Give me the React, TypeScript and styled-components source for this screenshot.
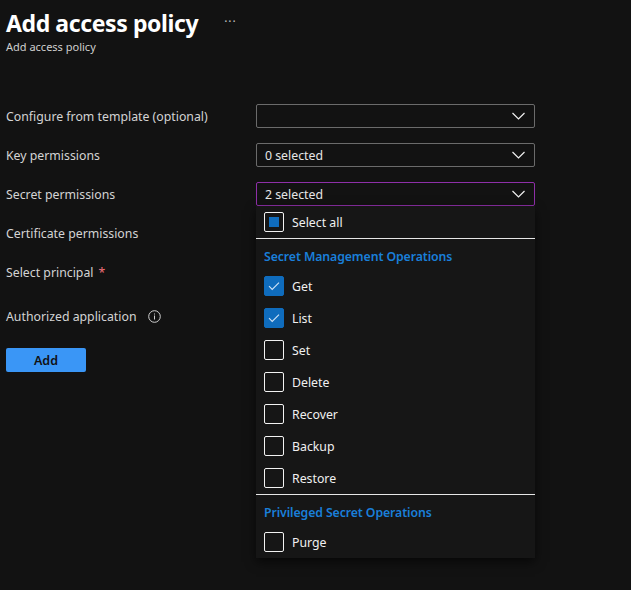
import React from "react";
import styled, { createGlobalStyle } from "styled-components";

const Global = createGlobalStyle`
  html, body { margin: 0; padding: 0; background: #121212; }
  body { font-family: "Noto Sans", "Open Sans", sans-serif; color: #d2d2d2; }
  #root { min-height: 590px; }
`;

const Page = styled.div`
  padding: 6px 0 0 6px;
  min-height: 584px;
  background: #121212;
`;

const Header = styled.header`
  display: flex;
  flex-direction: column;
`;

const TitleRow = styled.div`
  display: flex;
  align-items: center;
  gap: 26px;
`;

const Title = styled.h1`
  margin: 0;
  font-size: 23px;
  line-height: 34px;
  font-weight: 700;
  color: #ffffff;
  letter-spacing: -0.4px;
`;

const More = styled.span`
  color: #bdbdbd;
  font-size: 12px;
  letter-spacing: 1px;
  margin-top: -4px;
`;

const Subtitle = styled.div`
  font-size: 11px;
  line-height: 14px;
  color: #cfcfcf;
`;

const Form = styled.div`
  margin-top: 50px;
  display: flex;
  flex-direction: column;
  gap: 15px;
`;

const Row = styled.div<{ $extraTop?: number }>`
  display: grid;
  grid-template-columns: 250px 279px;
  align-items: center;
  height: 24px;
  margin-top: ${(p) => p.$extraTop ?? 0}px;
`;

const Label = styled.div`
  font-size: 12.3px;
  color: #d4d4d4;
  display: flex;
  align-items: center;
  gap: 4px;
`;

const Required = styled.span`
  color: #f1707b;
  margin-left: 1px;
`;

const InfoIcon = styled.svg`
  margin-left: 8px;
`;

const FieldWrap = styled.div`
  position: relative;
  height: 24px;
`;

const Select = styled.div<{ $focused?: boolean }>`
  box-sizing: border-box;
  height: 24px;
  border: 1px solid ${(p) => (p.$focused ? "#8e2fa8" : "#6b6b6b")};
  border-radius: 2px;
  display: flex;
  align-items: center;
  justify-content: space-between;
  padding: 0 9px 0 8px;
  font-size: 12.3px;
  color: #e6e6e6;
`;

const Panel = styled.div`
  position: absolute;
  top: 100%;
  left: 0;
  width: 279px;
  background: #161616;
  box-shadow: 0 4px 10px rgba(0, 0, 0, 0.6);
  z-index: 5;
`;

const Item = styled.div`
  height: 32px;
  display: flex;
  align-items: center;
  gap: 8px;
  padding-left: 8px;
  font-size: 12.3px;
  color: #f0f0f0;
`;

const Divider = styled.div`
  height: 1px;
  background: #e6e6e6;
`;

const Section = styled.div`
  box-sizing: border-box;
  height: 31px;
  padding-top: 3px;
  display: flex;
  align-items: center;
  padding-left: 8px;
  font-size: 12.3px;
  font-weight: 600;
  letter-spacing: -0.1px;
  color: #1a7fd9;
`;

const Box = styled.span<{ $checked?: boolean }>`
  box-sizing: border-box;
  width: 20px;
  height: 20px;
  border-radius: 2px;
  border: 1px solid ${(p) => (p.$checked ? "#0f6cbd" : "#f2f2f2")};
  background: ${(p) => (p.$checked ? "#0f6cbd" : "transparent")};
  display: flex;
  align-items: center;
  justify-content: center;
  flex: none;
`;

const Indeterminate = styled.span`
  width: 10px;
  height: 10px;
  background: #0f6cbd;
`;

const Button = styled.button`
  margin-top: 5px;
  width: 80px;
  height: 24px;
  border: none;
  border-radius: 2px;
  background: #3a96f6;
  color: #111;
  font-family: "Noto Sans", "Open Sans", sans-serif;
  font-size: 12.5px;
  font-weight: 600;
  padding: 0;
  align-self: flex-start;
`;

const Chevron = () => (
  <svg width="13" height="8" viewBox="0 0 13 8">
    <path d="M0.5 1 L6.5 7 L12.5 1" fill="none" stroke="#f0f0f0" strokeWidth="1.2" />
  </svg>
);

const Check = () => (
  <svg width="12" height="10" viewBox="0 0 12 10">
    <path d="M1 5.2 L4.2 8.4 L11 1.6" fill="none" stroke="#cfe3f7" strokeWidth="1.1" />
  </svg>
);

const CheckItem = ({ label, checked }: { label: string; checked?: boolean }) => (
  <Item>
    <Box $checked={checked}>{checked && <Check />}</Box>
    {label}
  </Item>
);

export default function App() {
  return (
    <>
      <Global />
      <Page>
        <Header>
          <TitleRow>
            <Title>Add access policy</Title>
            <More>···</More>
          </TitleRow>
          <Subtitle>Add access policy</Subtitle>
        </Header>
        <Form>
          <Row>
            <Label>Configure from template (optional)</Label>
            <Select>
              <span />
              <Chevron />
            </Select>
          </Row>
          <Row>
            <Label>Key permissions</Label>
            <Select>
              <span>0 selected</span>
              <Chevron />
            </Select>
          </Row>
          <Row>
            <Label>Secret permissions</Label>
            <FieldWrap>
              <Select $focused>
                <span>2 selected</span>
                <Chevron />
              </Select>
              <Panel>
                <Item>
                  <Box>
                    <Indeterminate />
                  </Box>
                  Select all
                </Item>
                <Divider />
                <Section>Secret Management Operations</Section>
                <CheckItem label="Get" checked />
                <CheckItem label="List" checked />
                <CheckItem label="Set" />
                <CheckItem label="Delete" />
                <CheckItem label="Recover" />
                <CheckItem label="Backup" />
                <CheckItem label="Restore" />
                <Divider />
                <Section>Privileged Secret Operations</Section>
                <CheckItem label="Purge" />
              </Panel>
            </FieldWrap>
          </Row>
          <Row>
            <Label>Certificate permissions</Label>
          </Row>
          <Row>
            <Label>
              Select principal <Required>*</Required>
            </Label>
          </Row>
          <Row $extraTop={5}>
            <Label>
              Authorized application
              <InfoIcon width="13" height="13" viewBox="0 0 13 13">
                <circle cx="6.5" cy="6.5" r="5.8" fill="none" stroke="#d0d0d0" strokeWidth="1" />
                <rect x="6" y="5.5" width="1" height="4" fill="#d0d0d0" />
                <rect x="6" y="3.5" width="1" height="1" fill="#d0d0d0" />
              </InfoIcon>
            </Label>
          </Row>
          <Button>Add</Button>
        </Form>
      </Page>
    </>
  );
}
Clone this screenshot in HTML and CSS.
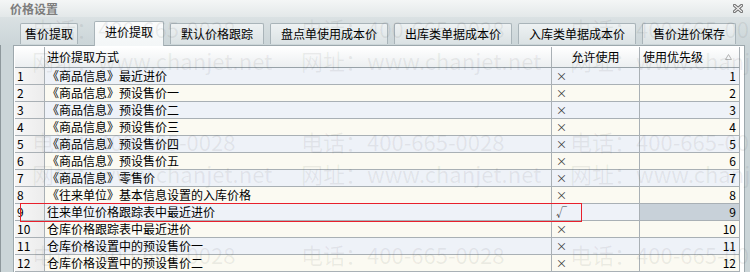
FILE: index.html
```html
<!DOCTYPE html>
<html lang="zh">
<head>
  <meta charset="UTF-8" />
  <title>价格设置</title>
  <link rel="stylesheet" href="styles.css">
</head>
<body>
  <div class="window">
    <div class="titlebar">
      <span class="title">价格设置</span>
      <svg class="close" width="10" height="9" viewBox="0 0 10 9">
        <path d="M1.5 1.5 L8.5 7.5 M8.5 1.5 L1.5 7.5" stroke="#6e6e6e" stroke-width="3.2" stroke-linecap="square" />
        <path d="M1.5 1.5 L8.5 7.5 M8.5 1.5 L1.5 7.5" stroke="#f2f2f2" stroke-width="1.2" stroke-linecap="square" />
      </svg>
    </div>

    <div class="tabs">
      <div class="tab tab-first">售价提取</div>
      <div class="tab active">进价提取</div>
      <div class="tab">默认价格跟踪</div>
      <div class="tab">盘点单使用成本价</div>
      <div class="tab">出库类单据成本价</div>
      <div class="tab">入库类单据成本价</div>
      <div class="tab">售价进价保存</div>
    </div>

    <div class="panel">
      <div class="grid">
        <div class="row head">
          <div class="cell num"></div>
          <div class="cell name">进价提取方式</div>
          <div class="cell allow">允许使用</div>
          <div class="cell prio">使用优先级
            <svg class="sort" width="7" height="6" viewBox="0 0 7 6"><polygon points="3.5,0.5 6.5,5.5 0.5,5.5" fill="none" stroke="#b4b4b4" /></svg>
          </div>
        </div>
        <div class="row"><div class="cell num">1</div><div class="cell name">《商品信息》最近进价</div><div class="cell allow">×</div><div class="cell prio">1</div></div>
        <div class="row"><div class="cell num">2</div><div class="cell name">《商品信息》预设售价一</div><div class="cell allow">×</div><div class="cell prio">2</div></div>
        <div class="row"><div class="cell num">3</div><div class="cell name">《商品信息》预设售价二</div><div class="cell allow">×</div><div class="cell prio">3</div></div>
        <div class="row"><div class="cell num">4</div><div class="cell name">《商品信息》预设售价三</div><div class="cell allow">×</div><div class="cell prio">4</div></div>
        <div class="row"><div class="cell num">5</div><div class="cell name">《商品信息》预设售价四</div><div class="cell allow">×</div><div class="cell prio">5</div></div>
        <div class="row"><div class="cell num">6</div><div class="cell name">《商品信息》预设售价五</div><div class="cell allow">×</div><div class="cell prio">6</div></div>
        <div class="row"><div class="cell num">7</div><div class="cell name">《商品信息》零售价</div><div class="cell allow">×</div><div class="cell prio">7</div></div>
        <div class="row"><div class="cell num">8</div><div class="cell name">《往来单位》基本信息设置的入库价格</div><div class="cell allow">×</div><div class="cell prio">8</div></div>
        <div class="row selected"><div class="cell num">9</div><div class="cell name">往来单位价格跟踪表中最近进价</div><div class="cell allow">√</div><div class="cell prio">9</div></div>
        <div class="row"><div class="cell num">10</div><div class="cell name">仓库价格跟踪表中最近进价</div><div class="cell allow">×</div><div class="cell prio">10</div></div>
        <div class="row"><div class="cell num">11</div><div class="cell name">仓库价格设置中的预设售价一</div><div class="cell allow">×</div><div class="cell prio">11</div></div>
        <div class="row"><div class="cell num">12</div><div class="cell name">仓库价格设置中的预设售价二</div><div class="cell allow">×</div><div class="cell prio">12</div></div>
      </div>
    </div>

    <!-- annotation box drawn over row 9 -->
    <div class="marker"></div>

    <div class="watermark">
      <div class="wm"><span>电话：400-665-0028</span><span>网址：www.chanjet.net</span></div>
      <div class="wm"><span>电话：400-665-0028</span><span>网址：www.chanjet.net</span></div>
      <div class="wm"><span>电话：400-665-0028</span><span>网址：www.chanjet.net</span></div>
      <div class="wm"><span>电话：400-665-0028</span><span>网址：www.chanjet.net</span></div>
      <div class="wm"><span>电话：400-665-0028</span><span>网址：www.chanjet.net</span></div>
      <div class="wm"><span>电话：400-665-0028</span><span>网址：www.chanjet.net</span></div>
      <div class="wm"><span>电话：400-665-0028</span><span>网址：www.chanjet.net</span></div>
      <div class="wm"><span>电话：400-665-0028</span><span>网址：www.chanjet.net</span></div>
      <div class="wm"><span>电话：400-665-0028</span><span>网址：www.chanjet.net</span></div>
    </div>
  </div>
</body>
</html>
```

FILE: styles.css
```css
/* --- Page --- */
html, body {
  margin: 0;
  height: 100%;
}
body {
  width: 750px;
  height: 272px;
  overflow: hidden;
  font-family: "Noto Sans CJK SC", "Liberation Sans", sans-serif;
  font-size: 12px;
  color: #000;
  background: #cbd5d8;
}
.window {
  position: relative;
  height: 100%;
  box-shadow: inset 1px 0 #8e989c;
}

/* --- Title bar --- */
.titlebar {
  height: 17px;
  display: flex;
  align-items: center;
  padding-left: 10px;
  background: linear-gradient(#f4f6f6, #e3e8e9);
}
.title {
  font-weight: bold;
  color: #7d7d7d;
  line-height: 17px;
}
.close {
  margin-left: auto;
  margin-right: 7px;
}

/* --- Tabs --- */
.tabs {
  height: 28px;
  box-sizing: border-box;
  display: flex;
  align-items: flex-end;
  gap: 6px;
  padding-left: 20px;
  background: linear-gradient(#dae1e3, #cbd5d8);
}
.tab {
  height: 21px;
  box-sizing: border-box;
  padding: 0 10px;
  margin-bottom: 1px;
  border: 1px solid #a9b4b9;
  border-bottom: none;
  border-radius: 2px 2px 0 0;
  background: linear-gradient(#eef2f3, #dbe2e4);
  line-height: 20px;
  white-space: nowrap;
}
.tab-first {
  padding: 0 4px;
  margin-right: 10px;
}
.tab.active {
  height: 25px;
  margin-bottom: -1px;
  position: relative;
  z-index: 1;
  background: linear-gradient(#fbfcfc, #f3f6f7);
  line-height: 20px;
}

/* --- Panel & grid --- */
.panel {
  margin-left: 13px;
  width: 732px;
  height: 240px;
  box-sizing: border-box;
  border: 1px solid #9da8ad;
  padding: 1px;
  background: #fff;
}
.row {
  display: grid;
  grid-template-columns: 30px 507px 88px 100px;
  height: 17px;
}
.row:nth-child(even) .cell { background: #eef2f8; }
.row:nth-child(odd) .cell { background: #fbfaf2; }
.cell {
  box-sizing: border-box;
  border-right: 1px solid #a9b0b5;
  border-bottom: 1px solid #a9b0b5;
  line-height: 16px;
  white-space: nowrap;
  overflow: hidden;
}
.row .cell.num {
  padding-left: 2px;
  background: linear-gradient(to right, #f7f7f7, #ececec);
}
.name { padding-left: 2px; }
.allow {
  padding-left: 4px;
  font-size: 11px;
  color: #3a3a3a;
}
.prio {
  text-align: right;
  padding-right: 3px;
}
.row.selected .cell.prio { background: #c8d1d9; }

.row.head { height: 21px; }
.row.head .cell {
  line-height: 20px;
  background: linear-gradient(#ffffff, #eceff1);
  border-bottom-color: #98a2a8;
}
.row.head .allow {
  text-align: center;
  padding: 0;
  font-size: 12px;
  color: #000;
}
.row.head .prio {
  display: flex;
  align-items: center;
  justify-content: space-between;
  text-align: left;
  padding: 0 7px 0 3px;
}

/* --- Overlays --- */
.marker {
  position: absolute;
  z-index: 3;
  left: 20px;
  top: 203px;
  width: 562px;
  height: 19px;
  box-sizing: border-box;
  border: 1px solid #e8202c;
}
.watermark {
  position: absolute;
  z-index: 2;
  inset: 0;
  pointer-events: none;
  display: grid;
  grid-template-columns: repeat(3, 269px);
  grid-auto-rows: 113px;
  padding: 17px 0 0 32px;
  font-size: 22px;
  line-height: 22px;
  color: rgba(80, 80, 80, 0.09);
  overflow: hidden;
}
.wm {
  display: flex;
  flex-direction: column;
  gap: 10px;
  white-space: nowrap;
}
```
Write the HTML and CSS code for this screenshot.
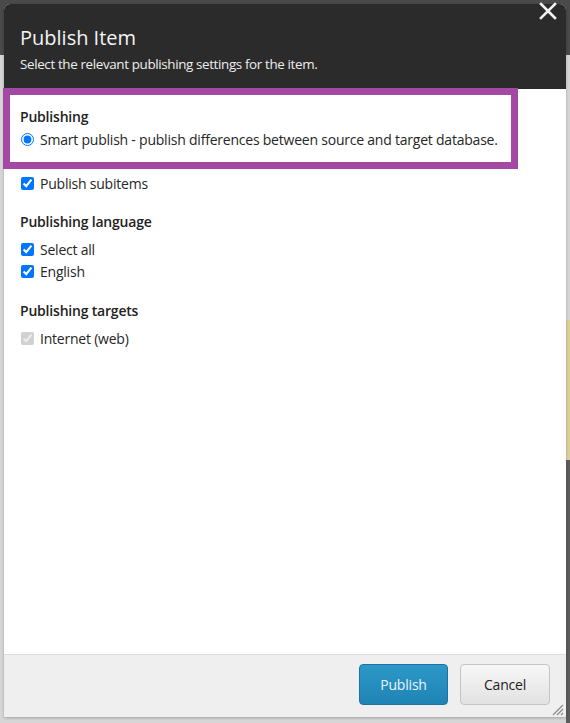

REQUIRED WORK →
Select and copy every line of the listing with the word "React".

EXERCISE SOLUTION →
Give me the React, TypeScript and styled-components source for this screenshot.
import React from "react";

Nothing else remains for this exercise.